Things are simply what they are. If there is a circle of fifths, you can move around in the circle, clockwise or counterclockwise. As the performers in Kučinskas' Circle of Fifths do: three violinists move in concentric circles at different speeds, just playing the keynotes of all related tonalities along the circle - at different speeds, respectively - until this strange canon returns to its point of departure - the C tone (apparently). Or in the case of a grand piano: it's a musical instrument (apparently), but at the same time it's a luxurious piece of furniture, ideal for putting something on top of (e.g., a vase with flowers), or simply for stylishly decorating a living room. Thus, in Grand Piano for piano four hands, Kučinskas reduces the musical instrument to a sheer piece of furniture, including through the act of carefully wiping the dust from its surface. Next, let's imagine an orchestra (a string orchestra, to be precise) playing. What do we see first? Probably dancing bows, with their well-coordinated up and down movement... Kučinskas' Twelve in Line hyperbolises this image by lining up all twelve violinists (as the title suggests) to face the audience. The musical material is designed for a strong visual effect, with simple and regular undulation from left to right, and back again - almost like the 'wave' in a stadium. Ultimately, the moment comes when the sound itself is turned off - what remains are graceful waves of bows playing imaginary music.

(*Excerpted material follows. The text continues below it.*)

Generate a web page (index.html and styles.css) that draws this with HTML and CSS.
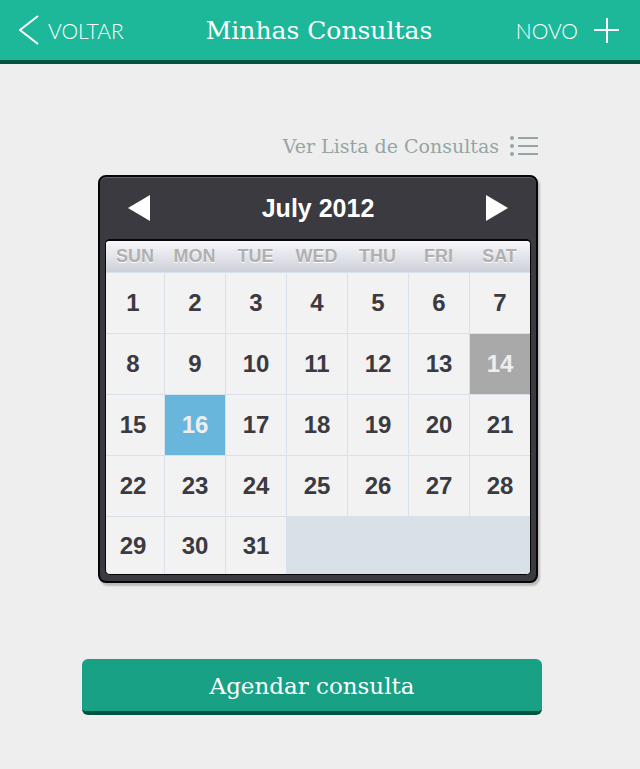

While this might be akin to New Objectivity, conceptual art, or the ideas of the Fluxus movement, Kučinskas' music has always had something intrinsically theatrical about it. Kučinskas has ten years' experience as a theatre composer, and since 1998 has been head of the music department at the Lithuanian National Drama Theatre. He singles out his opera-drama King Ubu as one of his most successful compositions for drama productions. The anarchic and hallucinatory work of Alfred Jarry, an infamous precursor of the theatre of the absurd, fits well the composer's frame of mind. He admits that he can't help throwing a healthy dose of absurdity into his work here and there: "The absurd is a hopeful attitude towards the world, and the means of destroying an illusion to create a new one."

In his most recent works, however, Kučinskas is less concerned with the theatrical and visual aspects of music, and now regards deconstruction-reconstruction and loop music as his key concepts. "The music of the present is marked by the abundance and popularity of loop-based music, so it seems that the time is ripe to 'loop up' the loop music itself", asserts the composer, who describes his new trend as a certain blend of minimalism, DJ'ing, and great (or 'genuine') historical traditions. His first endeavour to achieve this was implemented in Loop Catalogue, a large electronic suite, in which he cuts, shuffles and loops very short samples of Robert Schumann, Steve Reich, Bronius Kutavičius, his own music, etc. A kaleidoscope would be a very close analogy to what happens in this music, which is made up of tiny bits of everything, endlessly mirrored and permuted. The composer admits that he is often unaware of what will come out of this experimental looping of different material - perhaps a kind of a resultant style (like the resultant harmony in Renaissance music) - but once again, he always enjoys the deranged and humorously absurd connections, which appear when he deconstructs and restructures existing music. The great traditions mentioned previously, which provide the composer with source material, could be classical as well as ethnic music: In Lithuania for two concertinas and tape is based on a Lithuanian folk polka, snippets of which are layered and looped, until it becomes somewhat similar to Terry Riley's In C; a few bars of Mendelssohn, in Loop in D minor for piano trio, result in something reminiscent of Michael Nyman. Perhaps the most bizarre instance of such recomposition can be found in the audiovisual installation In the Forest, which is based on and named after the symphonic poem, written by the Lithuanian classic M. K. Čiurlionis. No cut-offs and loops this time, only a layering of different LP recordings of this symphonic poem, resulting in the feeling of a real forest: the visitor to this installation ultimately gets lost in the midst of numerous turntables and loudspeakers, and in the murmur of the phased-out orchestral passages.

Antanas Kučinskas received the largest commission of the upcoming Gaida festival to write Make-Up Opera (libretto and staging by Birutė Mar), a work that seems to synthesize the above-mentioned tendencies, including 'objectified art', music theatre, and recomposition. In this chamber opera for a minimalist setting of performers (three voices and sampler), the composer plays with the very concept of opera: à la opera, anti-opera, soap opera, etc. The singer, the actor and the ballerina tell their life stories, as if being interviewed for TV. Their faces are enlarged and projected on screen, with different make-up for every scene. The actors change their manner of speech along with the new characters appearing on the screen, as if they were different persons. Yet they are the same individuals, only playing different roles, or simply aging. The final scene depicts the removal of all make-up - the characters appear as they are in real life. The libretto was compiled from celebrity interviews in lifestyle magazines, as well as from advertisements and make-up lessons. With respect to the music, the idea of make-up is underlined by using different 'character voices', through their multiple transformations and 'make-ups'. Make-up is also a symbol of theatre in general ("I put on my make-up and enter the stage. The performance begins..."); at the same time, the whole Make-Up Opera is a reflection on the existential journey through life - until one removes all make-up at the very end.